What you need to do. Set down the full listing exactly as given. Any pictures are to be left out.

Data provided.
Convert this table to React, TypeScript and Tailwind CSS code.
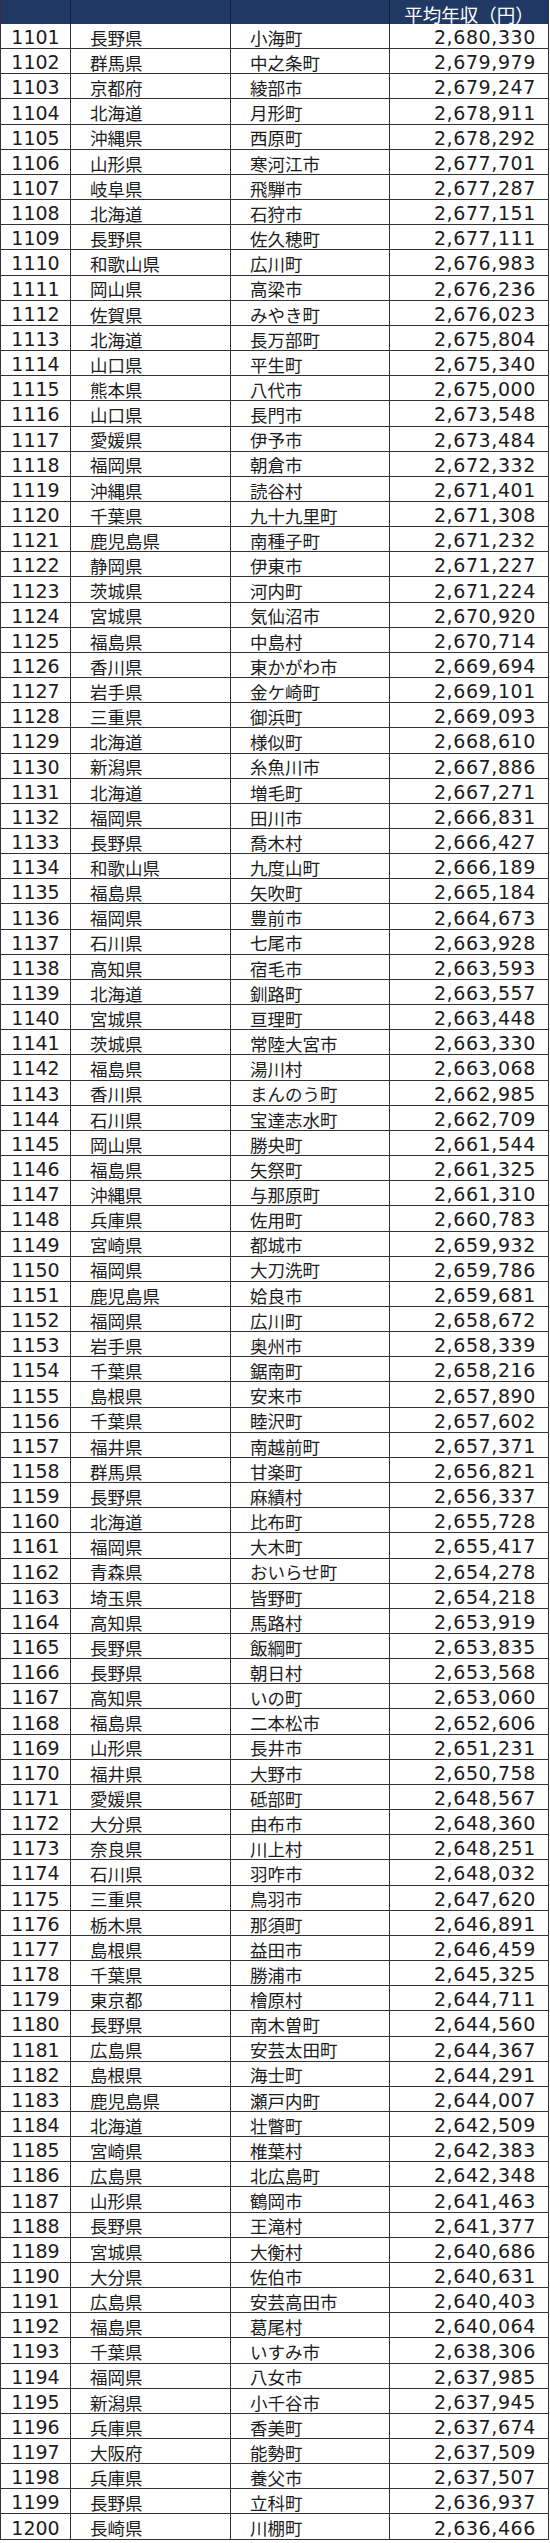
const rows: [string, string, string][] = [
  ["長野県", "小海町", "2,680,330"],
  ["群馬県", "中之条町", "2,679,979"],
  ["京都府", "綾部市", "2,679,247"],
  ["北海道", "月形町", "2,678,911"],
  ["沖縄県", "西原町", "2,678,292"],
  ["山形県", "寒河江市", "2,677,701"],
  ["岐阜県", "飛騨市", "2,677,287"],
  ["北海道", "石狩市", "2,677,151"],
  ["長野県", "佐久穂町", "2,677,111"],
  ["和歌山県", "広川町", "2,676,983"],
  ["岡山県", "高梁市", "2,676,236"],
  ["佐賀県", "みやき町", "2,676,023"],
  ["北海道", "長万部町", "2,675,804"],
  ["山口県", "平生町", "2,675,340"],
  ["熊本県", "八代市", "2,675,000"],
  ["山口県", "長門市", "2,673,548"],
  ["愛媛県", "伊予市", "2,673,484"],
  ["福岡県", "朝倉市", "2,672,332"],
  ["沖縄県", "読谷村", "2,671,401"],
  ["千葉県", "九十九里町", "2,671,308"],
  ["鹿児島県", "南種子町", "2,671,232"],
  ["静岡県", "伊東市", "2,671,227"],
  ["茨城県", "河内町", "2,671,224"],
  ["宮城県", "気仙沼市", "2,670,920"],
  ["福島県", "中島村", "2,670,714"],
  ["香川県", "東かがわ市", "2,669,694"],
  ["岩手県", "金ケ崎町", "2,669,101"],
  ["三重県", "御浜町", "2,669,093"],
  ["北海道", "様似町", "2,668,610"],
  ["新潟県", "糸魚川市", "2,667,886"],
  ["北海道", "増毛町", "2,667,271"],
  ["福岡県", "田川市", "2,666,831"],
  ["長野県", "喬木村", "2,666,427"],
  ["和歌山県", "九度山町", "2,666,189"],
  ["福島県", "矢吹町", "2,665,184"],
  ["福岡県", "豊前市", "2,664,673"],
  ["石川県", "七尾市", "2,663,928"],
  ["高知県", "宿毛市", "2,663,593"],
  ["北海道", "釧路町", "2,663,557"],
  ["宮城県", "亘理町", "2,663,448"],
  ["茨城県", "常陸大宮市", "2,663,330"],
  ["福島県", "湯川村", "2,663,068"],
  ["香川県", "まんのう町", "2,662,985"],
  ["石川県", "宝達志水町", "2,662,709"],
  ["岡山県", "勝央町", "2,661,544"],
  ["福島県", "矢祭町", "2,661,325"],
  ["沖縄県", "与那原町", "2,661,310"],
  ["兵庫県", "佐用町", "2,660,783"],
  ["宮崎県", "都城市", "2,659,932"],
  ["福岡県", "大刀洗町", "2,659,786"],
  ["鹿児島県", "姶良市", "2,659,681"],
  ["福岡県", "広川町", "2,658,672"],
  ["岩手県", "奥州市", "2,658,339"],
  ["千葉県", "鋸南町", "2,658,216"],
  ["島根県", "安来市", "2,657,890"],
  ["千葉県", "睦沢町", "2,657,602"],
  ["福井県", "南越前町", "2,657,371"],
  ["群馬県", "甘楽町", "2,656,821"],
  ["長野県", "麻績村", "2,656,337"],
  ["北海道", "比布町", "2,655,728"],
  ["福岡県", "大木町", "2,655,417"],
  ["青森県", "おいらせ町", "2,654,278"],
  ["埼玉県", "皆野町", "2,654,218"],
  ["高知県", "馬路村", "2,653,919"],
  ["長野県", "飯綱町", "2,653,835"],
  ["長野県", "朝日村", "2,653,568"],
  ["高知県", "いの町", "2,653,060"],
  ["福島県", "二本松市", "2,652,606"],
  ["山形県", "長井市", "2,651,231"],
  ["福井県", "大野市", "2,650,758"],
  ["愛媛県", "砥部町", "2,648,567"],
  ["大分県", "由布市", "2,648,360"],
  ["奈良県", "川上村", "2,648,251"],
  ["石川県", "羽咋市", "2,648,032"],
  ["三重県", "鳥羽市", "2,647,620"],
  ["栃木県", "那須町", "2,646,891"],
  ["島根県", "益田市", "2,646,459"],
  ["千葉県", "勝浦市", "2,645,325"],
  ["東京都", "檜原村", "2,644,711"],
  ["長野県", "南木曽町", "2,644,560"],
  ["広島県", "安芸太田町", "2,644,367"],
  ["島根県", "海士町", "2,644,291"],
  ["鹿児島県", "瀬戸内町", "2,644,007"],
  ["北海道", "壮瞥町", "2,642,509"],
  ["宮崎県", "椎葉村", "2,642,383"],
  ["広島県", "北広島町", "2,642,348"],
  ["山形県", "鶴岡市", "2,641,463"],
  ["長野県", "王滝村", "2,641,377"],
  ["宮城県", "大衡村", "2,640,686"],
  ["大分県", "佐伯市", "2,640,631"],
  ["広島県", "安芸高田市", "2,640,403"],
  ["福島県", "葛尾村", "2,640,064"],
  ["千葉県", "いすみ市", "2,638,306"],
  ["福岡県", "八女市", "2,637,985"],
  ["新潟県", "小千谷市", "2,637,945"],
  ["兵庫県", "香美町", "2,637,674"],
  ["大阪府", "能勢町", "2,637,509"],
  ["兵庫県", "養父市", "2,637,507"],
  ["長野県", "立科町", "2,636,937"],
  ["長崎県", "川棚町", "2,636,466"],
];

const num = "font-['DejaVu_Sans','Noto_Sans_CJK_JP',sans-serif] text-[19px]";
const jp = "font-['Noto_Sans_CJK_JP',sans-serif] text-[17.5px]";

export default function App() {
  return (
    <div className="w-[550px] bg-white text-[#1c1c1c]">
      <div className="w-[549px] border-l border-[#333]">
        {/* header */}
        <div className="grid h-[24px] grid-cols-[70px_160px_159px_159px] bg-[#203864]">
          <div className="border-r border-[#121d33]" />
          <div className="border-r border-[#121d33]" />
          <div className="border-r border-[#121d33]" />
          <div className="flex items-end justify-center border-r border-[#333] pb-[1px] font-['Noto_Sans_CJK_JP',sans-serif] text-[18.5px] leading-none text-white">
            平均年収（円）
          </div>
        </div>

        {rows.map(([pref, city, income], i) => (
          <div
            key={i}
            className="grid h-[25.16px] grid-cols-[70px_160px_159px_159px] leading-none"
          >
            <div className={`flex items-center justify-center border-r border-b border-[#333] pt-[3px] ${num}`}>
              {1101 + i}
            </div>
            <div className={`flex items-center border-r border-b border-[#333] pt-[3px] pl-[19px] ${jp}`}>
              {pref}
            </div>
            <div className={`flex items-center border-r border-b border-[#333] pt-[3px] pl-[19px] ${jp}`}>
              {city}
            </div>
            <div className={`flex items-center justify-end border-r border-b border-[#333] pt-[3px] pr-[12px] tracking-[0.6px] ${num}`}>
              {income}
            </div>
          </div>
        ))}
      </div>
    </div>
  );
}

Task result.
Convert this table to React, TypeScript and Tailwind CSS code.
const rows: [string, string, string][] = [
  ["長野県", "小海町", "2,680,330"],
  ["群馬県", "中之条町", "2,679,979"],
  ["京都府", "綾部市", "2,679,247"],
  ["北海道", "月形町", "2,678,911"],
  ["沖縄県", "西原町", "2,678,292"],
  ["山形県", "寒河江市", "2,677,701"],
  ["岐阜県", "飛騨市", "2,677,287"],
  ["北海道", "石狩市", "2,677,151"],
  ["長野県", "佐久穂町", "2,677,111"],
  ["和歌山県", "広川町", "2,676,983"],
  ["岡山県", "高梁市", "2,676,236"],
  ["佐賀県", "みやき町", "2,676,023"],
  ["北海道", "長万部町", "2,675,804"],
  ["山口県", "平生町", "2,675,340"],
  ["熊本県", "八代市", "2,675,000"],
  ["山口県", "長門市", "2,673,548"],
  ["愛媛県", "伊予市", "2,673,484"],
  ["福岡県", "朝倉市", "2,672,332"],
  ["沖縄県", "読谷村", "2,671,401"],
  ["千葉県", "九十九里町", "2,671,308"],
  ["鹿児島県", "南種子町", "2,671,232"],
  ["静岡県", "伊東市", "2,671,227"],
  ["茨城県", "河内町", "2,671,224"],
  ["宮城県", "気仙沼市", "2,670,920"],
  ["福島県", "中島村", "2,670,714"],
  ["香川県", "東かがわ市", "2,669,694"],
  ["岩手県", "金ケ崎町", "2,669,101"],
  ["三重県", "御浜町", "2,669,093"],
  ["北海道", "様似町", "2,668,610"],
  ["新潟県", "糸魚川市", "2,667,886"],
  ["北海道", "増毛町", "2,667,271"],
  ["福岡県", "田川市", "2,666,831"],
  ["長野県", "喬木村", "2,666,427"],
  ["和歌山県", "九度山町", "2,666,189"],
  ["福島県", "矢吹町", "2,665,184"],
  ["福岡県", "豊前市", "2,664,673"],
  ["石川県", "七尾市", "2,663,928"],
  ["高知県", "宿毛市", "2,663,593"],
  ["北海道", "釧路町", "2,663,557"],
  ["宮城県", "亘理町", "2,663,448"],
  ["茨城県", "常陸大宮市", "2,663,330"],
  ["福島県", "湯川村", "2,663,068"],
  ["香川県", "まんのう町", "2,662,985"],
  ["石川県", "宝達志水町", "2,662,709"],
  ["岡山県", "勝央町", "2,661,544"],
  ["福島県", "矢祭町", "2,661,325"],
  ["沖縄県", "与那原町", "2,661,310"],
  ["兵庫県", "佐用町", "2,660,783"],
  ["宮崎県", "都城市", "2,659,932"],
  ["福岡県", "大刀洗町", "2,659,786"],
  ["鹿児島県", "姶良市", "2,659,681"],
  ["福岡県", "広川町", "2,658,672"],
  ["岩手県", "奥州市", "2,658,339"],
  ["千葉県", "鋸南町", "2,658,216"],
  ["島根県", "安来市", "2,657,890"],
  ["千葉県", "睦沢町", "2,657,602"],
  ["福井県", "南越前町", "2,657,371"],
  ["群馬県", "甘楽町", "2,656,821"],
  ["長野県", "麻績村", "2,656,337"],
  ["北海道", "比布町", "2,655,728"],
  ["福岡県", "大木町", "2,655,417"],
  ["青森県", "おいらせ町", "2,654,278"],
  ["埼玉県", "皆野町", "2,654,218"],
  ["高知県", "馬路村", "2,653,919"],
  ["長野県", "飯綱町", "2,653,835"],
  ["長野県", "朝日村", "2,653,568"],
  ["高知県", "いの町", "2,653,060"],
  ["福島県", "二本松市", "2,652,606"],
  ["山形県", "長井市", "2,651,231"],
  ["福井県", "大野市", "2,650,758"],
  ["愛媛県", "砥部町", "2,648,567"],
  ["大分県", "由布市", "2,648,360"],
  ["奈良県", "川上村", "2,648,251"],
  ["石川県", "羽咋市", "2,648,032"],
  ["三重県", "鳥羽市", "2,647,620"],
  ["栃木県", "那須町", "2,646,891"],
  ["島根県", "益田市", "2,646,459"],
  ["千葉県", "勝浦市", "2,645,325"],
  ["東京都", "檜原村", "2,644,711"],
  ["長野県", "南木曽町", "2,644,560"],
  ["広島県", "安芸太田町", "2,644,367"],
  ["島根県", "海士町", "2,644,291"],
  ["鹿児島県", "瀬戸内町", "2,644,007"],
  ["北海道", "壮瞥町", "2,642,509"],
  ["宮崎県", "椎葉村", "2,642,383"],
  ["広島県", "北広島町", "2,642,348"],
  ["山形県", "鶴岡市", "2,641,463"],
  ["長野県", "王滝村", "2,641,377"],
  ["宮城県", "大衡村", "2,640,686"],
  ["大分県", "佐伯市", "2,640,631"],
  ["広島県", "安芸高田市", "2,640,403"],
  ["福島県", "葛尾村", "2,640,064"],
  ["千葉県", "いすみ市", "2,638,306"],
  ["福岡県", "八女市", "2,637,985"],
  ["新潟県", "小千谷市", "2,637,945"],
  ["兵庫県", "香美町", "2,637,674"],
  ["大阪府", "能勢町", "2,637,509"],
  ["兵庫県", "養父市", "2,637,507"],
  ["長野県", "立科町", "2,636,937"],
  ["長崎県", "川棚町", "2,636,466"],
];

const num = "font-['DejaVu_Sans','Noto_Sans_CJK_JP',sans-serif] text-[19px]";
const jp = "font-['Noto_Sans_CJK_JP',sans-serif] text-[17.5px]";

export default function App() {
  return (
    <div className="w-[550px] bg-white text-[#1c1c1c]">
      <div className="w-[549px] border-l border-[#333]">
        {/* header */}
        <div className="grid h-[24px] grid-cols-[70px_160px_159px_159px] bg-[#203864]">
          <div className="border-r border-[#121d33]" />
          <div className="border-r border-[#121d33]" />
          <div className="border-r border-[#121d33]" />
          <div className="flex items-end justify-center border-r border-[#333] pb-[1px] font-['Noto_Sans_CJK_JP',sans-serif] text-[18.5px] leading-none text-white">
            平均年収（円）
          </div>
        </div>

        {rows.map(([pref, city, income], i) => (
          <div
            key={i}
            className="grid h-[25.16px] grid-cols-[70px_160px_159px_159px] leading-none"
          >
            <div className={`flex items-center justify-center border-r border-b border-[#333] pt-[3px] ${num}`}>
              {1101 + i}
            </div>
            <div className={`flex items-center border-r border-b border-[#333] pt-[3px] pl-[19px] ${jp}`}>
              {pref}
            </div>
            <div className={`flex items-center border-r border-b border-[#333] pt-[3px] pl-[19px] ${jp}`}>
              {city}
            </div>
            <div className={`flex items-center justify-end border-r border-b border-[#333] pt-[3px] pr-[12px] tracking-[0.6px] ${num}`}>
              {income}
            </div>
          </div>
        ))}
      </div>
    </div>
  );
}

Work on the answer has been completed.